Overview of USCG Proposed Routing in Vicinity of Bering Strait

== Port Access Route (PAR) Study: In the Chukchi Sea, Bering Strait and Bering Sea ==
see also: Marine Safety (USCG), Northeast Passage, Arctic shipping routes
"The Seventeenth Coast Guard District believes that this study demonstrates that implementation of vessel routing measures is warranted in the Bering Strait and Bering Sea. Since the Bering Strait is recognized as an international strait, and it already sees usage by vessels from many different nations, routing measures should be pursued through the International Maritime Organization. The Bering Strait Port Access Route Study developed seven alternatives for routing measures that have been determined to have merit. While the Seventeenth Coast Guard District recommends adoption of Alternative 1 as its preferred alternative...The Seventeenth Coast Guard District also recommends adoption of alternatives 4, 5, 6, and 7, which would implement four Areas to be Avoided. Charts of these alternatives are below, along with a narrative highlighting the differences between the alternatives. Routing measures would apply to vessels of 400 gross tons and larger, as a review of traffic patterns demonstrated these are the vessels that will use them."—The Seventeenth Coast Guard District
The Coast Guard announced a port access route study of the Bering Strait in the Federal Register on November 8, 2010, with the purpose of soliciting public comments on whether a vessel routing system was needed and if it could increase vessel safety in the area. Following this, on December 5, 2014 the Coast Guard announced its intent to continue the evaluation started in 2010 by expanding the study area to include most of the Bering Sea, proposing a two-way route as a vessel routing system, while creating four Areas to be Avoided (ATBA). It released its final report on February 27, 2017 recommending adoption of Alternatives 1, 4, 5, 6 and 7 and is requesting additional public comments until May 30, 2017 11:59 PM ET.

=== Alternative 1 ===
The originally proposed two-way route, optimized to minimize the risk of vessel collisions. This route takes vessel traffic through Northern Right Whale Critical Habitat. The reasoning for passing through the whale habitat was that adjusting the route to avoid the habitat would increase route by 31 nautical miles, which the Coast Guard believes most vessels would not follow. Citing a longer route that avoids this critical habitat area would likely lead to less predictability traffic patterns with a higher degree of collision risk that could adversely affect the critical habitat area.

=== Alternative 2 & 3 ===
Not adopted

=== Alternative 4 ===
Public comments that identified this area as being of particularly high concern, due to the presence of Fairway Rock.

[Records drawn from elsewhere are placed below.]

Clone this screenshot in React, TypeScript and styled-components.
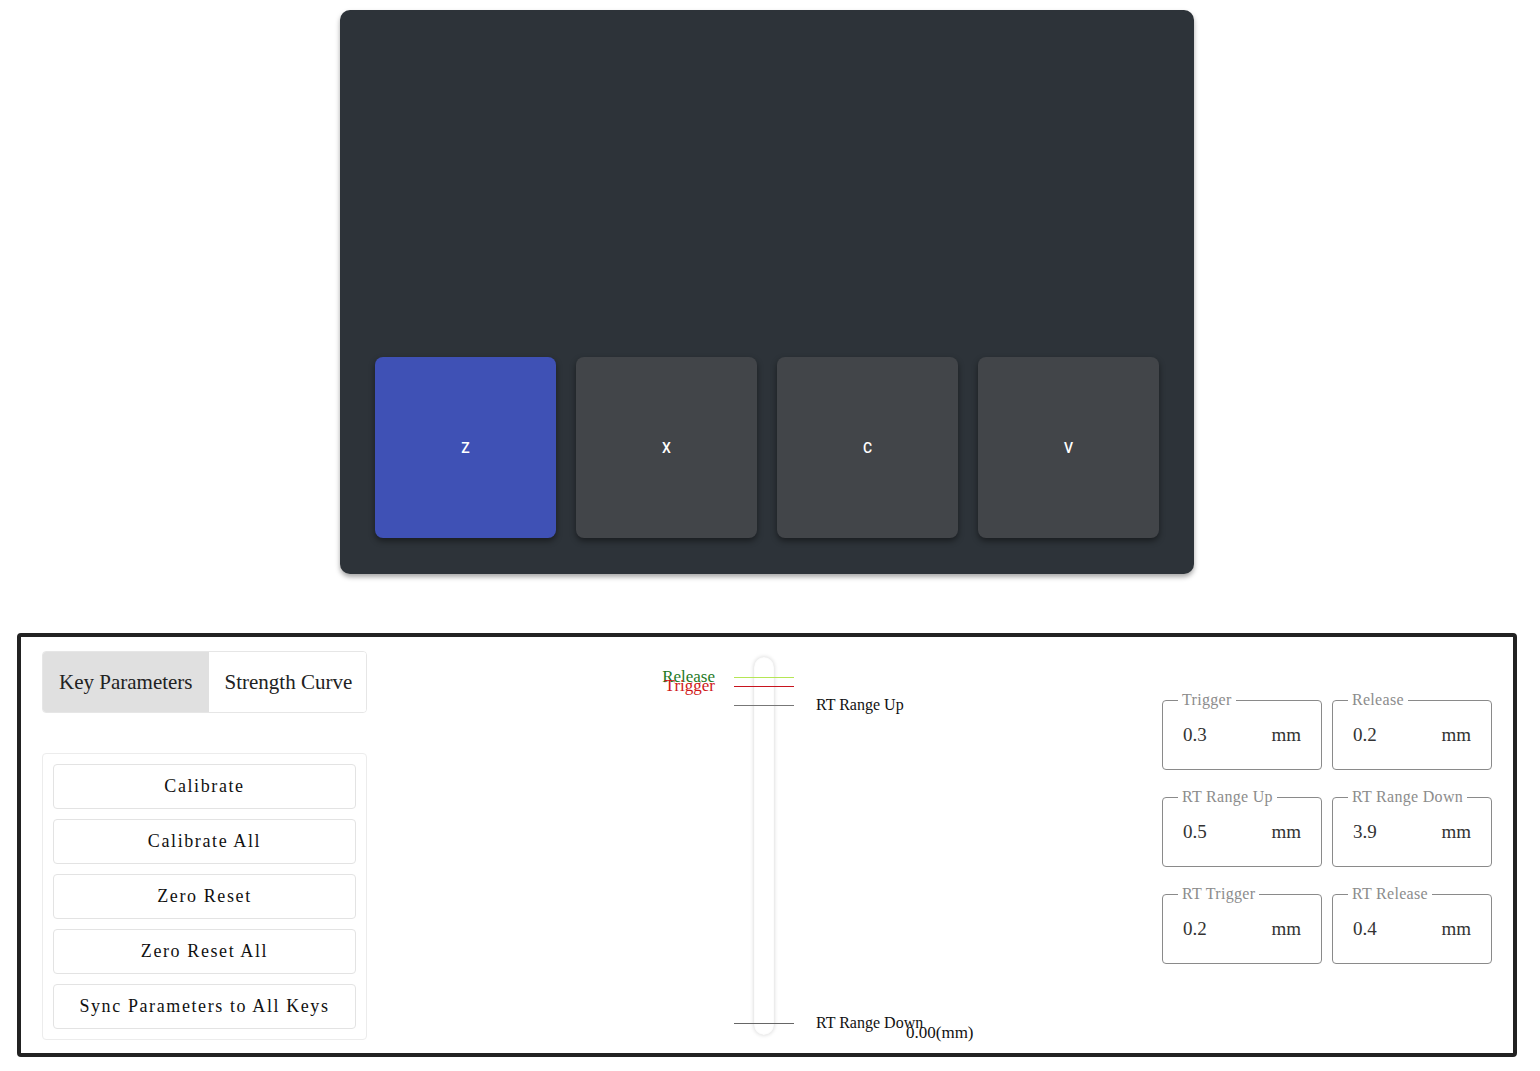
import React, { FunctionComponent, useState } from 'react';
import styled, { createGlobalStyle } from 'styled-components';

const SERIF = '"Liberation Serif", "DejaVu Serif", serif';

const GlobalStyle = createGlobalStyle`
  html, body {
    margin: 0;
    padding: 0;
    background: #ffffff;
  }
  body {
    font-family: ${SERIF};
    color: #111;
  }
`;

const Page = styled.div`
  width: 1540px;
  padding-top: 10px;
  box-sizing: border-box;
`;

/* ---------- keypad ---------- */

const KeyBoard = styled.div`
  box-sizing: border-box;
  width: 854px;
  height: 564px;
  margin-left: 340px;
  padding: 0 35px 36px;
  background: #2d3339;
  border-radius: 10px;
  box-shadow: 0 3px 5px rgba(0, 0, 0, 0.35);
  display: flex;
  align-items: flex-end;
  gap: 20px;
`;

const Key = styled.div<{ $active: boolean }>`
  width: 181px;
  height: 181px;
  border-radius: 8px;
  background: ${({ $active }) => ($active ? '#3f51b5' : '#424549')};
  box-shadow: 0 3px 6px rgba(0, 0, 0, 0.45);
  display: flex;
  align-items: center;
  justify-content: center;
  color: #ffffff;
  font-family: Roboto, 'Liberation Sans', sans-serif;
  font-weight: 500;
  font-size: 14px;
`;

/* ---------- settings panel ---------- */

const Settings = styled.div`
  box-sizing: border-box;
  width: 1500px;
  height: 424px;
  margin: 59px 0 0 17px;
  border: 4px solid #222;
  border-radius: 4px;
  padding: 14px 21px 13px;
  display: flex;
  align-items: stretch;
`;

const LeftColumn = styled.div`
  width: 325px;
  flex-shrink: 0;
  display: flex;
  flex-direction: column;
  justify-content: space-between;
`;

const TabBar = styled.div`
  display: flex;
  height: 62px;
  border: 1px solid #e6e6e6;
  border-radius: 4px;
  overflow: hidden;
  box-sizing: border-box;
`;

const Tab = styled.div<{ $active: boolean }>`
  padding: 0 16px;
  display: flex;
  align-items: center;
  flex-shrink: 0;
  white-space: nowrap;
  font-size: 21px;
  color: #222;
  background: ${({ $active }) => ($active ? '#e0e0e0' : '#ffffff')};
`;

const ButtonGroup = styled.div`
  border: 1px solid #ececec;
  border-radius: 4px;
  padding: 10px;
  display: flex;
  flex-direction: column;
  gap: 10px;
`;

const ActionButton = styled.button`
  height: 45px;
  border: 1px solid #e3e3e3;
  border-radius: 4px;
  background: #ffffff;
  font-family: ${SERIF};
  font-size: 18px;
  letter-spacing: 1.6px;
  color: #111;
  cursor: pointer;
`;

const TravelColumn = styled.div`
  flex: 1;
  padding-left: 274px;
`;

const Travel = styled.div`
  position: relative;
  width: 360px;
  height: 400px;
`;

const Track = styled.div`
  position: absolute;
  left: 113px;
  top: 6px;
  width: 20px;
  height: 378px;
  border-radius: 10px;
  background: #ffffff;
  box-shadow: 0 0 4px rgba(0, 0, 0, 0.18), inset 0 0 2px rgba(0, 0, 0, 0.06);
`;

const Mark = styled.div<{ $top: number; $color: string }>`
  position: absolute;
  left: 93px;
  top: ${({ $top }) => $top}px;
  width: 60px;
  height: 1px;
  background: ${({ $color }) => $color};
`;

const SideLabel = styled.span<{ $top: number; $color: string }>`
  position: absolute;
  right: 286px;
  top: ${({ $top }) => $top}px;
  font-size: 17px;
  line-height: 1;
  color: ${({ $color }) => $color};
  white-space: nowrap;
`;

const RangeLabel = styled.span<{ $top: number }>`
  position: absolute;
  left: 175px;
  top: ${({ $top }) => $top}px;
  font-size: 16px;
  line-height: 1;
  color: #111;
  white-space: nowrap;
`;

const Reading = styled.span`
  position: absolute;
  left: 265px;
  top: 373px;
  font-size: 17px;
  line-height: 1;
  color: #111;
`;

const FieldGrid = styled.div`
  flex-shrink: 0;
  display: grid;
  grid-template-columns: repeat(2, 160px);
  column-gap: 10px;
  row-gap: 19px;
  align-content: start;
  padding-top: 41px;
`;

const Field = styled.fieldset`
  box-sizing: border-box;
  height: 78px;
  margin: 0;
  padding: 0 20px;
  border: 1px solid #8a8a8a;
  border-radius: 4px;
  display: flex;
  align-items: center;
  justify-content: space-between;
`;

const Legend = styled.legend`
  padding: 0 4px;
  margin-left: -5px;
  font-size: 16px;
  line-height: 16px;
  color: #8c8c8c;
  letter-spacing: 0.3px;
`;

const Value = styled.span`
  font-size: 19px;
  color: #333;
  margin-top: -7px;
`;

const Unit = styled.span`
  font-size: 19px;
  color: #333;
  margin-top: -7px;
`;

const KEYS = ['Z', 'X', 'C', 'V'];

const ACTIONS = [
  'Calibrate',
  'Calibrate All',
  'Zero Reset',
  'Zero Reset All',
  'Sync Parameters to All Keys',
];

const FIELDS = [
  { label: 'Trigger', value: '0.3' },
  { label: 'Release', value: '0.2' },
  { label: 'RT Range Up', value: '0.5' },
  { label: 'RT Range Down', value: '3.9' },
  { label: 'RT Trigger', value: '0.2' },
  { label: 'RT Release', value: '0.4' },
];

const App: FunctionComponent = () => {
  const [activeKey] = useState('Z');
  const [tab, setTab] = useState(0);

  return (
    <Page>
      <GlobalStyle />
      <KeyBoard>
        {KEYS.map((k) => (
          <Key key={k} $active={k === activeKey}>
            {k}
          </Key>
        ))}
      </KeyBoard>

      <Settings>
        <LeftColumn>
          <TabBar>
            {['Key Parameters', 'Strength Curve'].map((t, i) => (
              <Tab key={t} $active={i === tab} onClick={() => setTab(i)}>
                {t}
              </Tab>
            ))}
          </TabBar>
          <ButtonGroup>
            {ACTIONS.map((a) => (
              <ActionButton key={a}>{a}</ActionButton>
            ))}
          </ButtonGroup>
        </LeftColumn>

        <TravelColumn>
          <Travel>
            <Track />
            <Mark $top={26} $color="#b5e655" />
            <Mark $top={35} $color="#c8141e" />
            <Mark $top={54} $color="#777" />
            <Mark $top={372} $color="#666" />
            <SideLabel $top={17} $color="#1f7a1f">
              Release
            </SideLabel>
            <SideLabel $top={26} $color="#d01818">
              Trigger
            </SideLabel>
            <RangeLabel $top={46}>RT Range Up</RangeLabel>
            <RangeLabel $top={364}>RT Range Down</RangeLabel>
            <Reading>0.00(mm)</Reading>
          </Travel>
        </TravelColumn>

        <FieldGrid>
          {FIELDS.map((f) => (
            <Field key={f.label}>
              <Legend>{f.label}</Legend>
              <Value>{f.value}</Value>
              <Unit>mm</Unit>
            </Field>
          ))}
        </FieldGrid>
      </Settings>
    </Page>
  );
};

export default App;
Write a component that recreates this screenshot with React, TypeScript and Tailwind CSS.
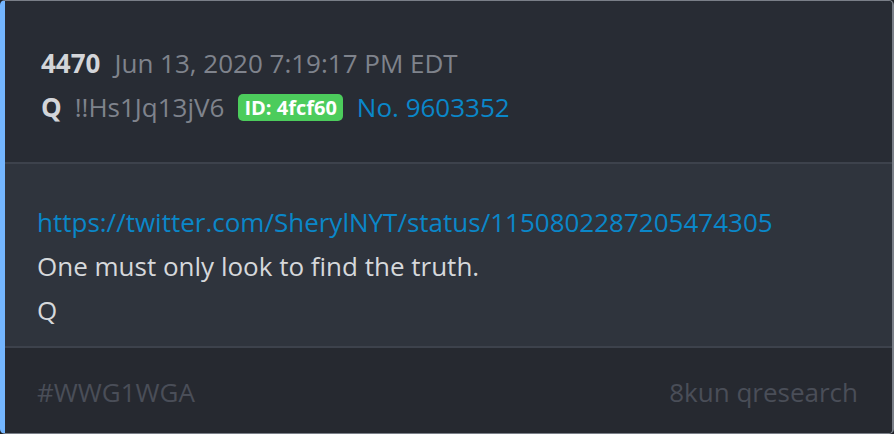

The Coast Guard stated: "The Area to be Avoided is intended to prevent disruption of subsistence activities, minimize pollution risk, and also alert mariners in the event a navigational error puts a ship in closer proximity than would otherwise occur had the vessel remained within the two-way route...It serves as a migration corridor for every species that migrates between the Bering Sea and Arctic Ocean. It is also a vitally important area for subsistence hunting, particularly bowhead whales, beluga whales and walrus, and ice seals."

=== Alternative 5 ===
Public comments that identified this area as being of particularly high concern, in particular from Kawarek, Inc., due to the presence of King Island. Concerns included not just the use of Kink Island as a subsistence harvesting area, but also the historic heritage of King Island itself. This area to be avoided is intended to prevent disruption of subsistence activities, minimize pollution risk, and alert mariners of shallow waters.

=== Alternative 6 ===
Public comments that identified this area as being of particularly high concern, due to the presence of Saint Lawrence Island. Residents of Gambell and Savoonga noted the eastern tip of St. Lawrence Island was vitally important to subsistence activities. Review of vessel traffic patterns revealed a number of ships passing relatively close to the island through waters where hydrographic survey confidence is low, thus, the area to be avoided is intended to prevent disruption of subsistence activities, minimize pollution risk, and alert mariners of shallow waters. The Coast Guard also stated: "The large portion of the Area to be Avoided to the south of Saint Lawrence Island is intended as an additional protection for the endangered Spectacled Eider. Nearly the entire population of this species congregates in this area each winter, putting the species at unusually high risk in the event of a widespread release of oil following a marine casualty."

=== Alternative 7 ===
"The Area to be Avoided around Nunivak Island is intended to prevent disruption of subsistence activities, minimize pollution risk, and alert mariners to shoal waters in close proximity to the proposed two-way route where the consequences of a grounding could be particularly severe. The Coast Guard received several public comments that identified this area as being of particularly high concern."